Semiconductor-on-insulator (SOI) technology is becoming increasingly important in semiconductor processing. A SOI substrate structure typically contains a buried insulator layer, which functions to electrically isolate an ultra-thin semiconductor device layer from a base semiconductor substrate. Active devices, such as transistors, with fully depleted channel regions are typically formed in the ultra-thin semiconductor device layer of the SOI substrate.
Such devices (i.e., fully depleted SOI devices) offer many advantages over their bulk or partially depleted counterparts, including, but not limited to: lower junction capacitance (especially lower sidewall junction capacitance in comparison with partially depleted SOI devices), better off-current control (i.e., lower leakage current), improved roll-off characteristics and sub-threshold swing.
However, one disadvantage of the fully depleted SOI devices is that they typically have higher series resistance due to the limited junction depth in the ultra-thin semiconductor device layer. Silicidation of the ultra-thin semiconductor device layer also presents a problem due to the limited amount of silicon available in the ultra-thin semiconductor device layer for silicidation. Therefore, raised source and drain structures are typically employed in ultra-thin SOI devices, which increases the manufacturing costs as well as the defect density of the SOI devices. Moreover, some major stress methods (such as embedded SiGe or SiC) that have been recently developed for stress engineering may not be compatible with ultra-thin SOI configurations due to the limited junction depth.

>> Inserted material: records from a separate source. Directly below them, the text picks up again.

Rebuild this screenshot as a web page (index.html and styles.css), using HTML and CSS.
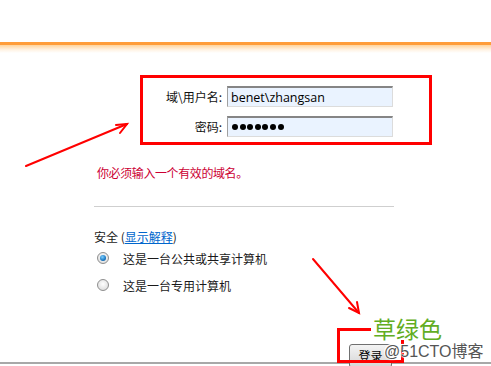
FILE: index.html
```html
<!DOCTYPE html>
<html lang="zh-CN">
<head>
<meta charset="utf-8">
<title>登录</title>
<link rel="stylesheet" href="styles.css">
</head>
<body>
<div class="page">
  <div class="top"></div>
  <div class="bar"></div>
  <div class="glow"></div>

  <div class="login-box">
    <label class="lbl" for="user">域\用户名:</label>
    <input class="field" id="user" value="benet\zhangsan">
    <label class="lbl">密码:</label>
    <div class="field pw"><span class="dot"></span><span class="dot"></span><span class="dot"></span><span class="dot"></span><span class="dot"></span><span class="dot"></span><span class="dot"></span></div>
  </div>

  <p class="error">你必须输入一个有效的域名。</p>
  <div class="rule"></div>

  <div class="security">安全 (<a class="link" href="#">显示解释</a>)</div>
  <div class="radio-row first"><span class="radio checked"></span><span>这是一台公共或共享计算机</span></div>
  <div class="radio-row"><span class="radio"></span><span>这是一台专用计算机</span></div>

  <div class="footer"><button class="btn">登录</button></div>

  <svg class="arrows" width="491" height="366" viewBox="0 0 491 366">
    <g stroke="#ff0000" stroke-width="2" fill="none" stroke-linecap="round">
      <path d="M26 166 L127 124"/>
      <path d="M116 125 L127 124 L120 133"/>
      <path d="M313 259 L359 313"/>
      <path d="M349 308 L359 313 L357 302"/>
    </g>
  </svg>
  <div class="mark-box"></div>
  <div class="green">草绿色</div>
  <div class="watermark">@51CTO博客</div>
</div>
</body>
</html>
```

FILE: styles.css
```css
html, body {
  margin: 0;
  padding: 0;
  background: #fff;
}
.page {
  position: relative;
  width: 491px;
  height: 366px;
  overflow: hidden;
  font-family: "Noto Sans CJK SC", "Noto Sans", sans-serif;
  font-size: 12px;
  color: #1a1a1a;
}
.top { height: 42px; }
.bar { height: 3px; background: #ff9d3a; }
.glow {
  height: 8px;
  background: linear-gradient(#ffd49c, #fff3e4 60%, #ffffff);
}
.login-box {
  margin: 22px 0 0 140px;
  width: 292px;
  height: 70px;
  border: 3px solid #ff0000;
  padding: 8px 0 5px 0;
  box-sizing: border-box;
  display: grid;
  grid-template-columns: 79px 166px;
  grid-template-rows: 21px 21px;
  column-gap: 5px;
  row-gap: 9px;
  align-items: center;
}
.lbl {
  text-align: right;
  line-height: 21px;
  color: #111;
}
.field {
  box-sizing: border-box;
  width: 166px;
  height: 21px;
  margin: 0;
  border-style: solid;
  border-width: 2px 1px 1px 1px;
  border-color: #858585 #dcdcdc #dcdcdc #a0a0a0;
  background: #eaf3ff;
  padding: 0 0 0 3px;
  font-family: "Open Sans", "Noto Sans", sans-serif;
  font-size: 12.5px;
  color: #000;
  outline: none;
}
.pw {
  display: flex;
  align-items: center;
  gap: 1.6px;
  padding-left: 4px;
}
.dot {
  width: 6px;
  height: 6px;
  border-radius: 50%;
  background: #000;
}
.error {
  margin: 20px 0 0 97px;
  line-height: 16px;
  color: #cc0033;
  letter-spacing: -0.4px;
}
.rule {
  margin: 25px 0 0 94px;
  width: 300px;
  height: 1px;
  background: #cfcfcf;
}
.security {
  margin: 22px 0 0 94px;
  line-height: 16px;
}
.link {
  color: #0066cc;
  text-decoration: underline;
}
.radio-row {
  display: flex;
  align-items: center;
  height: 20px;
  margin: 7px 0 0 97px;
  gap: 14px;
}
.radio-row.first { margin-top: 3px; }
.radio {
  box-sizing: border-box;
  width: 12px;
  height: 12px;
  border-radius: 50%;
  border: 1px solid #8e8e8e;
  background: radial-gradient(circle at 50% 40%, #ffffff, #e2e2e2 70%, #cfcfcf);
  display: flex;
  align-items: center;
  justify-content: center;
}
.radio.checked::after {
  content: "";
  width: 6px;
  height: 6px;
  border-radius: 50%;
  background: radial-gradient(circle at 40% 35%, #7fd0ff, #1a78c2 60%, #0d4f8a);
}
.footer {
  margin-top: 49px;
  height: 18px;
  padding-left: 349px;
  border-bottom: 2px solid #a8a8a8;
  display: flex;
  align-items: flex-start;
}
.btn {
  width: 43px;
  height: 24px;
  margin: 0;
  padding: 0;
  border: 1px solid #707070;
  border-radius: 3px;
  background: linear-gradient(#f4f4f4, #e4e4e4 50%, #d6d6d6);
  font-family: "Noto Sans CJK SC", sans-serif;
  font-size: 12px;
  color: #000;
  line-height: 20px;
  position: relative;
}
.arrows {
  position: absolute;
  left: 0;
  top: 0;
  pointer-events: none;
}
.mark-box {
  position: absolute;
  left: 337px;
  top: 328px;
  width: 67px;
  height: 35px;
  box-sizing: border-box;
  border: 3px solid #ff0000;
}
.green {
  position: absolute;
  left: 371px;
  top: 317px;
  padding: 0 2px;
  background: #fff;
  font-family: "Noto Sans CJK SC", sans-serif;
  font-size: 23px;
  line-height: 23px;
  color: #62ad22;
}
.watermark {
  position: absolute;
  left: 384px;
  top: 343px;
  font-family: "Liberation Sans", "Noto Sans CJK SC", sans-serif;
  font-size: 16px;
  line-height: 17px;
  color: #555;
  text-shadow: 0 0 2px #fff, 0 0 2px #fff, 1px 1px 0 #fff, -1px -1px 0 #fff;
}
```
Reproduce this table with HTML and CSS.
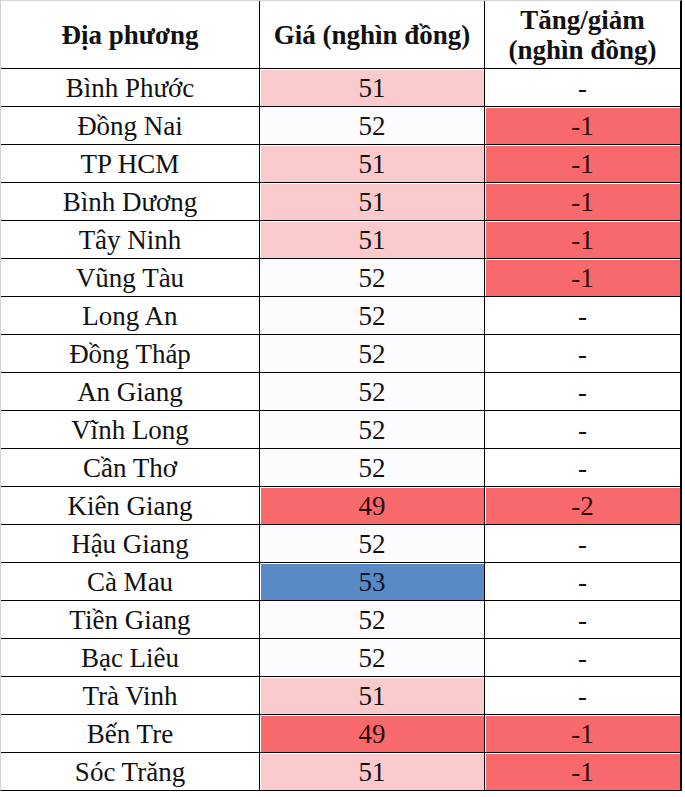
FILE: index.html
```html
<!DOCTYPE html>
<html>
<head>
<meta charset="utf-8">
<title>Bang gia</title>
<link rel="stylesheet" href="styles.css">
</head>
<body>
<div class="sheet">
  <div class="cell head">Địa phương</div>
  <div class="cell head">Giá (nghìn đồng)</div>
  <div class="cell head"><span>Tăng/giảm</span><span>(nghìn đồng)</span></div>

  <div class="cell">Bình Phước</div><div class="cell pink">51</div><div class="cell">-</div>
  <div class="cell">Đồng Nai</div><div class="cell mid">52</div><div class="cell red">-1</div>
  <div class="cell">TP HCM</div><div class="cell pink">51</div><div class="cell red">-1</div>
  <div class="cell">Bình Dương</div><div class="cell pink">51</div><div class="cell red">-1</div>
  <div class="cell">Tây Ninh</div><div class="cell pink">51</div><div class="cell red">-1</div>
  <div class="cell">Vũng Tàu</div><div class="cell mid">52</div><div class="cell red">-1</div>
  <div class="cell">Long An</div><div class="cell mid">52</div><div class="cell">-</div>
  <div class="cell">Đồng Tháp</div><div class="cell mid">52</div><div class="cell">-</div>
  <div class="cell">An Giang</div><div class="cell mid">52</div><div class="cell">-</div>
  <div class="cell">Vĩnh Long</div><div class="cell mid">52</div><div class="cell">-</div>
  <div class="cell">Cần Thơ</div><div class="cell mid">52</div><div class="cell">-</div>
  <div class="cell">Kiên Giang</div><div class="cell red">49</div><div class="cell red">-2</div>
  <div class="cell">Hậu Giang</div><div class="cell mid">52</div><div class="cell">-</div>
  <div class="cell">Cà Mau</div><div class="cell blue">53</div><div class="cell">-</div>
  <div class="cell">Tiền Giang</div><div class="cell mid">52</div><div class="cell">-</div>
  <div class="cell">Bạc Liêu</div><div class="cell mid">52</div><div class="cell">-</div>
  <div class="cell">Trà Vinh</div><div class="cell pink">51</div><div class="cell">-</div>
  <div class="cell">Bến Tre</div><div class="cell red">49</div><div class="cell red">-1</div>
  <div class="cell">Sóc Trăng</div><div class="cell pink">51</div><div class="cell red">-1</div>
</div>
</body>
</html>
```

FILE: styles.css
```css
html, body {
  margin: 0;
  padding: 0;
  background: #ffffff;
}

body {
  font-family: "Liberation Serif", serif;
  font-size: 27px;
}

.sheet {
  display: grid;
  grid-template-columns: 258px 224px 195px;
  grid-template-rows: 67px repeat(19, 37px);
  gap: 1px;
  width: 679px;
  background: #000000;
  border-left: 1px solid #d4d4d4;
  border-top: 1px solid #d4d4d4;
  border-right: 2px solid #000000;
  border-bottom: 1px solid #000000;
}

.cell {
  background: #ffffff;
  display: flex;
  flex-direction: column;
  align-items: center;
  justify-content: center;
  line-height: 30px;
  white-space: nowrap;
  font-family: "Liberation Serif", serif;
  font-size: 27px;
  color: #111111;
}

.head {
  font-weight: bold;
}

.pink {
  background: #fbcacd;
  box-shadow: inset 1px 1px 0 #ffffff;
}

.mid {
  background: #fcfcff;
}

.red {
  background: #f8696b;
  box-shadow: inset 1px 1px 0 #ffffff;
  color: #2a0a0a;
}

.blue {
  background: #5a8ac6;
  box-shadow: inset 1px 1px 0 #ffffff;
  color: #0a1530;
}
```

Further, because the ultra-thin semiconductor device layer is completely isolated from the base semiconductor substrate without any body contact, a charge can build up in the semiconductor device layer, which in turn leads to undesirable self-heating of the SOI devices and deleterious floating body effects that adversely impact the device performance.
There is therefore a need for improved SOI substrates and SOI devices with reduced floating body effects and reduced contact resistance, without compromising the advantages associated with the ultra-thin semiconductor device layer. There is also a need for a simple and effective method of fabricating the improved SOI substrates and SOI devices at reduced costs with fewer defects.